YData SDK is currently composed by the following main modules:

  • Connectors

    • YData’s SDK includes several connectors for easy integration with existing data sources. It supports several storage types, like filesystems and RDBMS. Check the list of connectors.
    • The SDK’s Datasources run on top of Dask, which allows it to deal with not only small workloads but also larger volumes of data.
  • Profiling

    • The most comprehensive profile report includes a set of metrics and algorithms summarizes datasets quality in three main dimensions: warnings, univariate analysis and a multivariate perspective.
  • Synthetic Data

    • Simplified Training Interface: Easily train generative models to learn and replicate the behavior, patterns, and distribution of your original dataset. Tailor your model to prioritize either privacy or utility, depending on your specific use case.
    • On-Demand Data Generation: Once your synthetic data generator is trained, you can produce synthetic samples as needed. Customize the output by specifying the exact number of records required.
    • Privacy Assurance: Built-in anonymization and privacy-preserving features ensure that synthetic datasets are free from Personal Identifiable Information (PII), making them safe to share and use.
    • Conditional Sampling: Apply constraints to control the domain and values of specific features in the generated data, enabling more targeted and relevant synthetic datasets.
  • Synthetic data quality report

    • An extensive synthetic data quality report that measures 3 dimensions: privacy, utility and fidelity of the generated data. The report can be downloaded in PDF format for ease of sharing and compliance purposes or as a JSON to enable the integration in data flows.

Supported data formats

Tabular data Synthetic data generator The RegularSynthesizer is perfect to synthesize high-dimensional data, that is time-indepentent with high quality results.
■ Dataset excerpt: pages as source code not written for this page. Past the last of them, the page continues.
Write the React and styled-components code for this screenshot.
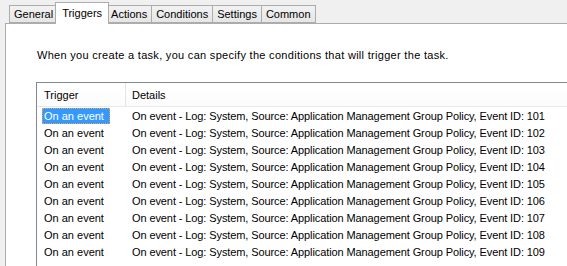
import React from 'react';
import styled, { createGlobalStyle } from 'styled-components';

const GlobalStyle = createGlobalStyle`
  html, body {
    margin: 0;
    padding: 0;
    background: #f0f0f0;
    overflow: hidden;
  }
  body {
    font-family: "Liberation Sans", Arial, sans-serif;
    font-size: 11px;
    color: #000;
  }
`;

const Window = styled.div`
  padding: 2px 0 0 5px;
  width: 640px;
`;

const TabStrip = styled.div`
  display: flex;
  align-items: flex-end;
  height: 21px;
  padding-left: 5px;
`;

const Tab = styled.div`
  position: relative;
  box-sizing: border-box;
  display: flex;
  align-items: center;
  height: ${({ $active }) => ($active ? '22px' : '18px')};
  margin: ${({ $active }) => ($active ? '0 -2px -1px -3px' : '0 0 0 -1px')};
  padding: ${({ $active }) => ($active ? '0 6px 2px 6px' : '0 4px 0 4px')};
  border: 1px solid #acacac;
  border-bottom: ${({ $active }) => ($active ? 'none' : '1px solid #acacac')};
  background: ${({ $active }) => ($active ? '#ffffff' : 'linear-gradient(#f2f2f2, #e6e6e6)')};
  z-index: ${({ $active }) => ($active ? 2 : 1)};
  white-space: nowrap;
`;

const Panel = styled.div`
  border: 1px solid #acacac;
  background: #ffffff;
  padding: 25px 0 0 30px;
  height: 400px;
`;

const Intro = styled.p`
  margin: 0 0 20px 0;
  line-height: 13px;
  padding-left: 1px;
  letter-spacing: 0.3px;
`;

const List = styled.div`
  border: 1px solid #828790;
  background: #ffffff;
  height: 300px;
`;

const HeaderRow = styled.div`
  display: flex;
  height: 23px;
  border-bottom: 1px solid #e5e8ed;
  background: linear-gradient(#ffffff, #fcfcfc);
`;

const HeaderCell = styled.div`
  display: flex;
  align-items: center;
  box-sizing: border-box;
  width: ${({ $w }) => $w};
  padding-left: ${({ $pad }) => $pad}px;
  border-right: ${({ $divider }) => ($divider ? '1px solid #e5e5e5' : 'none')};
  flex: ${({ $w }) => ($w ? 'none' : 1)};
`;

const Row = styled.div`
  display: flex;
  align-items: center;
  height: 17px;
`;

const TriggerCell = styled.div`
  box-sizing: border-box;
  width: 89px;
  padding-left: 5px;
  display: flex;
  align-items: center;
`;

const Label = styled.span`
  display: flex;
  align-items: center;
  box-sizing: border-box;
  height: 16px;
  padding: 0 6px 0 2px;
  background: ${({ $selected }) => ($selected ? '#3399ff' : 'transparent')};
  color: ${({ $selected }) => ($selected ? '#ffffff' : '#000000')};
  outline: ${({ $selected }) => ($selected ? '1px dotted #e8a050' : 'none')};
  outline-offset: -1px;
`;

const DetailsCell = styled.div`
  padding-left: 6px;
  white-space: nowrap;
  letter-spacing: -0.1px;
`;

const tabs = ['General', 'Triggers', 'Actions', 'Conditions', 'Settings', 'Common'];
const eventIds = [101, 102, 103, 104, 105, 106, 107, 108, 109];

export default function App() {
  return (
    <>
      <GlobalStyle />
      <Window>
        <TabStrip>
          {tabs.map((t) => (
            <Tab key={t} $active={t === 'Triggers'}>{t}</Tab>
          ))}
        </TabStrip>
        <Panel>
          <Intro>When you create a task, you can specify the conditions that will trigger the task.</Intro>
          <List>
            <HeaderRow>
              <HeaderCell $w="89px" $pad={7} $divider>Trigger</HeaderCell>
              <HeaderCell $pad={6}>Details</HeaderCell>
            </HeaderRow>
            {eventIds.map((id, i) => (
              <Row key={id}>
                <TriggerCell>
                  <Label $selected={i === 0}>On an event</Label>
                </TriggerCell>
                <DetailsCell>
                  On event - Log: System, Source: Application Management Group Policy, Event ID: {id}
                </DetailsCell>
              </Row>
            ))}
          </List>
        </Panel>
      </Window>
    </>
  );
}
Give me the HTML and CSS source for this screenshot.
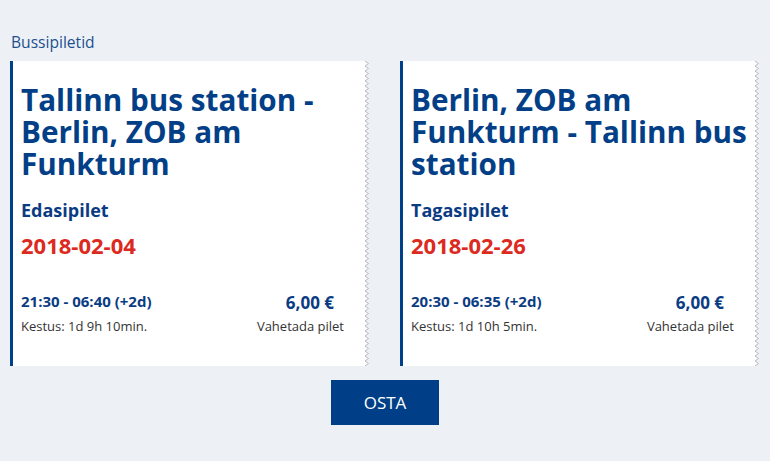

Timeseries Synthetic data generator The TimeSeriesSynthesizer is perfect to synthesize both regularly and not evenly spaced time-series, from smart-sensors to stock. The TimeSeriesSynthesizer also supports transactional data, known to have highly irregular time intervals between records and directional relations between entities.

Relational databases Synthetic data generator The MultiTableSynthesizer is perfect to learn how to replicate the data within a relational database schema.